Medically reviewed by Dr. Riaz Ali Shah.
She didn’t seem herself for a couple of months, but her thesis was coming up, and we knew there was a lot of stress that she was coping with. She was ambitious. We knew she wasn’t feeling too great, and we were worried but she was never too outspoken about her feeling and we never pushed her so much, giving her the space she wanted. It was Saturday night, and we went out for dinner. She had her favorite Chinese meal. The next day, she took her life.”

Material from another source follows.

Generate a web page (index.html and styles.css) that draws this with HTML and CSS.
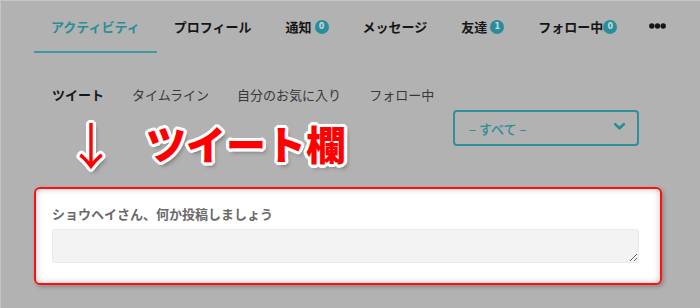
FILE: index.html
```html
<!DOCTYPE html>
<html lang="ja">
<head>
<meta charset="utf-8">
<link rel="stylesheet" href="styles.css">
</head>
<body>
<div class="page">
  <nav class="tabs">
    <a class="tab active">アクティビティ</a>
    <a class="tab">プロフィール</a>
    <a class="tab">通知<span class="badge">0</span></a>
    <a class="tab">メッセージ</a>
    <a class="tab">友達<span class="badge">1</span></a>
    <a class="tab">フォロー中<span class="badge tight">0</span></a>
    <a class="tab more"><svg class="dots" width="17" height="6" viewBox="0 0 17 6"><circle cx="2.8" cy="3" r="2.7" fill="#161616"/><circle cx="8.5" cy="3" r="2.7" fill="#161616"/><circle cx="14.2" cy="3" r="2.7" fill="#161616"/></svg></a>
  </nav>
  <div class="subtabs">
    <a class="sub current">ツイート</a>
    <a class="sub">タイムライン</a>
    <a class="sub">自分のお気に入り</a>
    <a class="sub">フォロー中</a>
  </div>
  <div class="filter-row">
    <div class="select">
      <span class="select-label">– すべて –</span>
      <svg class="chevron" width="11" height="7" viewBox="0 0 11 7"><polyline points="1.2,1.2 5.5,5.3 9.8,1.2" fill="none" stroke="#2b8d99" stroke-width="2.6" stroke-linecap="round" stroke-linejoin="round"/></svg>
    </div>
  </div>
  <div class="post-card">
    <div class="post-label">ショウヘイさん、何か投稿しましょう</div>
    <textarea class="post-input"></textarea>
  </div>
  <div class="annotation">
    <span class="arrow">↓</span>
    <span class="note">ツイート欄</span>
  </div>
</div>
</body>
</html>
```

FILE: styles.css
```css
html, body {
  margin: 0;
  padding: 0;
}
body {
  width: 700px;
  height: 308px;
  overflow: hidden;
  background: #b2b2b2;
  font-family: "Noto Sans CJK JP", "Noto Sans", sans-serif;
  color: #161616;
}
.page {
  position: relative;
  height: 307px;
  border-top: 1px solid #c6c6c6;
  border-left: 1px solid #c6c6c6;
}
.tabs {
  display: flex;
  align-items: flex-end;
  padding-left: 33px;
  height: 52px;
}
.tab {
  display: flex;
  align-items: center;
  height: 18px;
  padding: 15px 17px 15px;
  line-height: 18px;
  font-size: 13px;
  font-weight: 700;
  color: #161616;
  border-bottom: 2px solid transparent;
}
.tab.active {
  color: #2b8d99;
  border-bottom-color: #3f98a2;
}
.tab.more {
  padding-left: 15px;
}
.dots {
  display: block;
  margin-top: -3px;
}
.badge {
  display: inline-flex;
  align-items: center;
  justify-content: center;
  width: 14px;
  height: 14px;
  margin-left: 3px;
  border-radius: 50%;
  background: #2b8d99;
  color: #c9d9db;
  font-family: "DejaVu Sans", sans-serif;
  font-size: 8px;
  font-weight: 700;
  line-height: 1;
}
.badge.tight {
  margin-left: 0;
}
.subtabs {
  display: flex;
  gap: 28px;
  margin-top: 33px;
  padding-left: 51px;
  line-height: 18px;
  font-size: 13px;
  color: #383838;
}
.sub.current {
  font-weight: 700;
  color: #161616;
}
.filter-row {
  display: flex;
  justify-content: flex-end;
  margin-top: 6px;
  padding-right: 61px;
}
.select {
  box-sizing: border-box;
  width: 186px;
  height: 36px;
  display: flex;
  align-items: center;
  justify-content: space-between;
  padding: 0 12px 0 14px;
  border: 2px solid #2f8f9b;
  border-radius: 4px;
  color: #2b8d99;
  font-size: 13px;
  font-weight: 500;
}
.chevron {
  display: block;
  margin-top: -3px;
}
.post-card {
  box-sizing: border-box;
  margin: 41px 0 0 33px;
  width: 628px;
  height: 98px;
  padding: 17px 22px 0 16px;
  background: #fff;
  border: 2px solid #ff1010;
  border-radius: 6px;
  box-shadow: inset 0 0 7px rgba(0, 0, 0, 0.22), 2px 2px 4px rgba(0, 0, 0, 0.22);
}
.post-label {
  font-size: 13px;
  line-height: 16px;
  font-weight: 700;
  color: #6a6a6a;
}
.post-input {
  display: block;
  box-sizing: border-box;
  margin-top: 7px;
  width: 587px;
  height: 34px;
  background: #f3f3f3;
  border: 1px solid #e9e9e9;
  border-radius: 3px;
  outline: none;
  font-family: inherit;
}
.annotation {
  position: absolute;
  left: 65px;
  top: 119px;
  display: flex;
  align-items: flex-start;
  gap: 30px;
  font-size: 40px;
  line-height: 56px;
  font-weight: 900;
  color: #ff0000;
  text-shadow:
    3px 0 0 #fff, -3px 0 0 #fff, 0 3px 0 #fff, 0 -3px 0 #fff,
    2px 2px 0 #fff, -2px 2px 0 #fff, 2px -2px 0 #fff, -2px -2px 0 #fff,
    3px 1px 0 #fff, -3px 1px 0 #fff, 3px -1px 0 #fff, -3px -1px 0 #fff,
    1px 3px 0 #fff, -1px 3px 0 #fff, 1px -3px 0 #fff, -1px -3px 0 #fff,
    3px 4px 4px rgba(0, 0, 0, 0.35);
}
.note {
  margin-top: -5px;
}
.arrow {
  margin-top: -5px;
  font-weight: 400;
  font-size: 50px;
}
```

When someone commits suicide, is it the family’s fault? Or is it the friends? Could they have prevented it? Would they have responded to the symptoms the same way if the person had cancer or diabetes? The truth is, depression or anxiety is never taken too seriously, let alone as an illness that needs attention
Suicide and Mental Health
Suicide is one of the most criticized, misunderstood, and vilified aspects of mental illness. People with mental illness lack the vocabulary to describe their feelings. These people don’t know what they should do when their ideas and sentiments get toxic.
Can Suicide be Impulsive?
Suicides don’t happen out of nowhere. An endeavor is often undertaken after weeks or months of contemplation. During this time, they typically send out warning signs. Depressive symptoms, cynicism, apathy are common and frequent, including weeping, insomnia, and anxiety. If a person is talking about death, it should be taken seriously. To engage, you must listen intently and spend as much time with them as possible, and if necessary, accompany them to a mental health professional.
Coronavirus, isolation and suicide
For suicide, there are a variety of reasons and causes that contribute to the conduct. For everyone, there isn’t a single way to do things. It’s known that some characteristics and life experiences might make someone more susceptible to suicide, and mental health problems like anxiety and depression can also play a significant role. COVID-19 crisis has exacerbated the incidents of isolation and vulnerability and has aggravated the existing mental issues and societal pressures that people in the 21st are already prone to.
Between 15 to 35 people end their lives in Pakistan every day. That’s as high as one person every hour. The World Health Organization (WHO) estimated that in 2016, over 5,500 people committed suicide. Since January 2020, the coronavirus pandemic was implicated in 16 instances of suicidality. Approximately 12 male victims suffered from economic recession by losing their jobs; the other 4 took their lives because of the fear of infection and prolonged isolation and distancing from loved ones.
According to the reports, one person committed suicide while being admitted in the COVID-ward at a local hospital in Lahore. These are the only few that have been reported.
With the stigma attached to suicide and the Islamic law in Pakistan prohibiting it and suicide is considered a criminal offense that is punishable by law, many families don’t even report it; due to this dilemma, there is not much happening in public for suicide prevention in Pakistan.
What are the warning signs of suicide?
When it comes to warning signals, it’s crucial to keep an eye out for a shift in normal behavior. Withdrawal from friends or loved ones, use of drink or drugs, feelings of worthlessness or hopelessness, talking about being a burden, and giving away cherished items are just a few of the warning signs. Mental conditions leading to such behaviors can be rooted in:
- Mental health disorders
- Death or other trauma in the family
- Social isolation
- Financial instability by losing a job or not getting one
- Societal pressure (Education and Domestic)
- Disability or prolonged illness
- Family conflict
- Mental/physical/sexual abuse
- Major disappointments
- Traumatic break-ups of romantic relationships
- Childhood traumas (abuse/bullying/disturbed family units)
Suicide prevention – How can you help?
For various reasons, we’re afraid to address the emotional triggers in someone we care about, fearing that it would lead them to act upon the suicidal thoughts in them. It’s been proven definitively that this doesn’t happen. When someone else brings it up, they are relieved that they are not alone. As a result, they’ll be more likely to express themselves honestly and seek expert treatment.
So, what could you do if you’re worried that someone you know might be considering suicide? The first step is to try and find out where they’re at.
- Start a conversation.
- Be a good listener.
- Think about the best course of action – help find the right avenue of support.
- Most importantly, empathize.
This suicide prevention day, take the opportunity to learn by eradicating judgment and blame, look out for potential warning signs in your family and friends with a lens of compassion. Most of the time, it truly is the smallest of interactions that can mean so much to someone, giving them hope. If you’re concerned about a friend, talk to them and ask how they’re doing. Let them know you’re there to listen if they want to talk.